In-Store Customer Behavior and Fulfillment are very much a part of corporate profit degradation. It is my opinion that loss of sales, terminated customer relationships and litigant expenses that are arrived from these two causes are uncontrollable using present day technologies and procedures. Perhaps it is time for retailers to consider the option of hiring third party support for security and out-of-stock disasters that cause both whole order and client losses every day. These options may seem a little like surrendering, but that is simply not the case. Placing more manpower and inventory in both e-stores and brick & mortar stores can be justified as a means to limit lost sales while improving profits exponentially.

Jerry Gelsomino

Even in Hong Kong we got daily updates on how incredible CES was this year.
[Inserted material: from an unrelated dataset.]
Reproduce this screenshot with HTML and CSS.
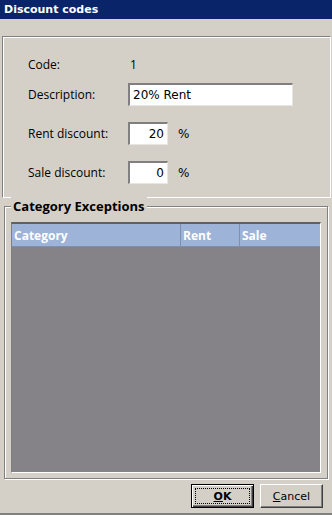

Two main points made over and over was how smart technology is growing allowing customers to shop MORE EFFICIENTLY from anywhere other than a store, and how small and powerful imbedded sensors are getting. This allows anyone to track anything – including behavior. Now what will retailers do as a follow-up?

Alexander Rink
3 years 8 months ago

As a consumer and shopper, at a personal level I am most interested in the technologies that are going to improve my in-store experience. Specifically, I would like to see how retailers can better customize offers to my specific interests, track me and my purchases across all channels, and offer the right price on the products I want. I am also interested in opportunities for retailers to build loyalty with me by not only providing me with a fair deal on the products I buy, but also demonstrating it such as by arming store associates with competitive price intelligence, or making it available on in-store tablets.

As for in-store customer behavior, I have demonstrations from companies that have been able to create significant lift for retailers. Provided the implementation and monitoring is done right, the ROI is positive and privacy is respected, there is every reason to expect the capability to become more prevalent going forward.